L’efficacité signifie que les impôts entraînent une distorsion minimale de l’activité économique : ils génèrent des recettes sans inciter les citoyens à modifier leurs choix économiques pour des raisons fiscales.
L’équité fiscale repose depuis longtemps sur la double notion d’« équité horizontale » – les personnes ayant les mêmes revenus, consommation ou richesse devraient payer les mêmes impôts – et d’« équité verticale » : ceux qui ont une plus grande capacité contributive devraient payer davantage.
La théorie fiscale critique considère toutefois l’équité fiscale différemment. L’un de ses principaux partisans, Anthony Infanti, de l’Université de Pittsburgh, soutient que ce qui est considéré comme équitable en matière de fiscalité ne devrait pas se baser uniquement sur la « capacité de payer » des citoyens. D’autres caractéristiques telles que la race, le sexe, l’orientation sexuelle et la capacité physique doivent également être prises en compte.

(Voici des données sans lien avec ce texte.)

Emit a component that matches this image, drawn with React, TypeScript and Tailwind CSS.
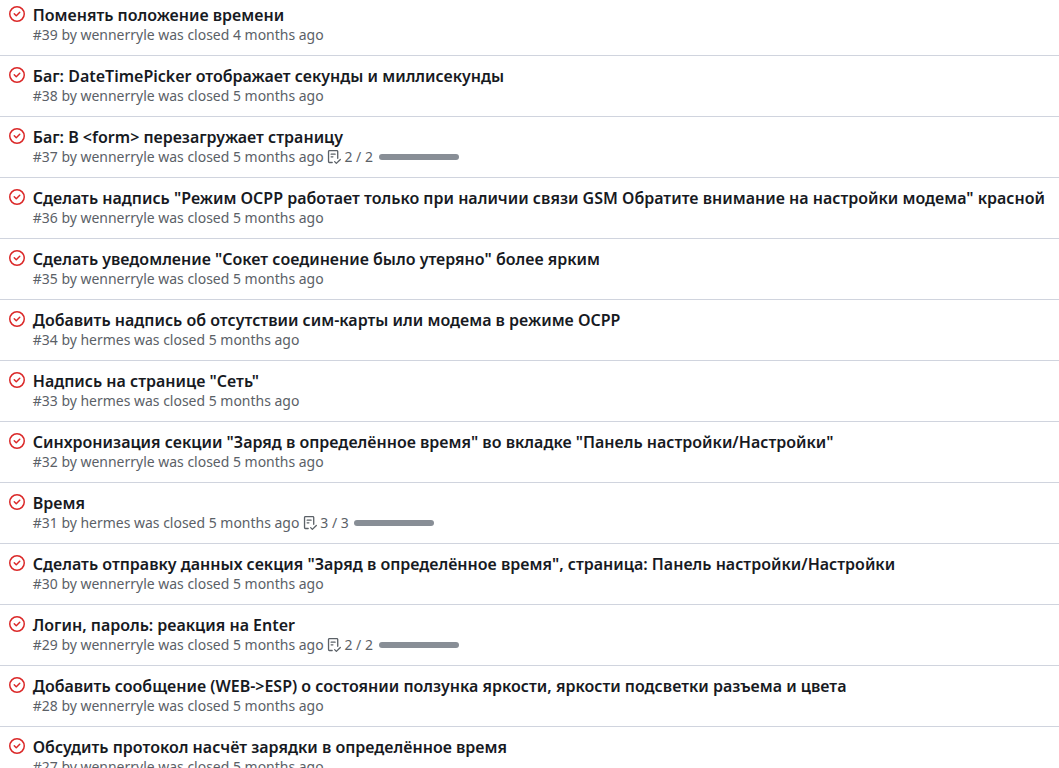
import React from "react";

type Issue = { id: number; title: string; author: string; age: number; tasks?: number };

const issues: Issue[] = [
  { id: 39, title: "Поменять положение времени", author: "wennerryle", age: 4 },
  { id: 38, title: "Баг: DateTimePicker отображает секунды и миллисекунды", author: "wennerryle", age: 5 },
  { id: 37, title: "Баг: В <form> перезагружает страницу", author: "wennerryle", age: 5, tasks: 2 },
  { id: 36, title: 'Сделать надпись "Режим OCPP работает только при наличии связи GSM Обратите внимание на настройки модема" красной', author: "wennerryle", age: 5 },
  { id: 35, title: 'Сделать уведомление "Сокет соединение было утеряно" более ярким', author: "wennerryle", age: 5 },
  { id: 34, title: "Добавить надпись об отсутствии сим-карты или модема в режиме OCPP", author: "hermes", age: 5 },
  { id: 33, title: 'Надпись на странице "Сеть"', author: "hermes", age: 5 },
  { id: 32, title: 'Синхронизация секции "Заряд в определённое время" во вкладке "Панель настройки/Настройки"', author: "wennerryle", age: 5 },
  { id: 31, title: "Время", author: "hermes", age: 5, tasks: 3 },
  { id: 30, title: 'Сделать отправку данных секция "Заряд в определённое время", страница: Панель настройки/Настройки', author: "wennerryle", age: 5 },
  { id: 29, title: "Логин, пароль: реакция на Enter", author: "wennerryle", age: 5, tasks: 2 },
  { id: 28, title: "Добавить сообщение (WEB->ESP) о состоянии ползунка яркости, яркости подсветки разъема и цвета", author: "wennerryle", age: 5 },
  { id: 27, title: "Обсудить протокол насчёт зарядки в определённое время", author: "wennerryle", age: 5 },
];

function ClosedIcon() {
  return (
    <svg viewBox="0 0 16 16" className="size-4 shrink-0 fill-[#db2828]">
      <path d="M11.28 6.78a.75.75 0 0 0-1.06-1.06L7.25 8.69 5.78 7.22a.75.75 0 0 0-1.06 1.06l2 2a.75.75 0 0 0 1.06 0l3.5-3.5Z" />
      <path d="M16 8A8 8 0 1 1 0 8a8 8 0 0 1 16 0Zm-1.5 0a6.5 6.5 0 1 0-13 0 6.5 6.5 0 0 0 13 0Z" />
    </svg>
  );
}

function ChecklistIcon() {
  return (
    <svg viewBox="0 0 16 16" className="size-[14px] shrink-0 fill-current">
      <path d="M2.5 1.75v11.5c0 .138.112.25.25.25h3.17a.75.75 0 0 1 0 1.5H2.75A1.75 1.75 0 0 1 1 13.25V1.75C1 .784 1.784 0 2.75 0h8.5C12.216 0 13 .784 13 1.75v7.736a.75.75 0 0 1-1.5 0V1.75a.25.25 0 0 0-.25-.25h-8.5a.25.25 0 0 0-.25.25Zm13.274 9.537-4.557 4.45a.75.75 0 0 1-1.055-.008l-1.943-1.95a.75.75 0 0 1 1.062-1.058l1.419 1.425 4.026-3.932a.75.75 0 1 1 1.048 1.074ZM4.75 4h4.5a.75.75 0 0 1 0 1.5h-4.5a.75.75 0 0 1 0-1.5ZM4 7.75A.75.75 0 0 1 4.75 7h2a.75.75 0 0 1 0 1.5h-2A.75.75 0 0 1 4 7.75Z" />
    </svg>
  );
}

export default function App() {
  return (
    <main className="h-[768px] overflow-hidden bg-white font-['Noto_Sans',sans-serif]">
      {issues.map((issue) => (
        <article key={issue.id} className="flex h-[61px] gap-[7.75px] border-b border-[#d0d4de] pt-[6px] pl-[9px] whitespace-nowrap [&:first-child]:h-14 [&:not(:first-child)]:pt-[11px]">
          <ClosedIcon />
          <div className="flex flex-col">
            <h2 className="h-[19px] text-[16px] leading-[18px] font-semibold text-[#171a1f]">{issue.title}</h2>
            <div className="flex h-5 items-center text-[13.97px] leading-5 text-[#5b6167]">
              <span>#{issue.id} by {issue.author} was closed {issue.age} months ago</span>
              {issue.tasks && (
                <>
                  <span className="ml-[3.7px] flex items-center gap-[3.2px]"><ChecklistIcon />{issue.tasks} / {issue.tasks}</span>
                  <span className="ml-[5.65px] h-[6px] w-20 rounded-[3px] bg-[#888e96]" />
                </>
              )}
            </div>
          </div>
        </article>
      ))}
    </main>
  );
}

Parce qu’il ne le fait généralement pas, Infanti affirme que le système fiscal existant contient « une discrimination odieuse qui impose déjà de lourdes charges à ses victimes ». Des nuances de bricolage marxiste pour soutenir les travailleurs opprimés (sauf que Marx voulait aider tous les travailleurs, quelle que soit leur identité raciale ou ethnique).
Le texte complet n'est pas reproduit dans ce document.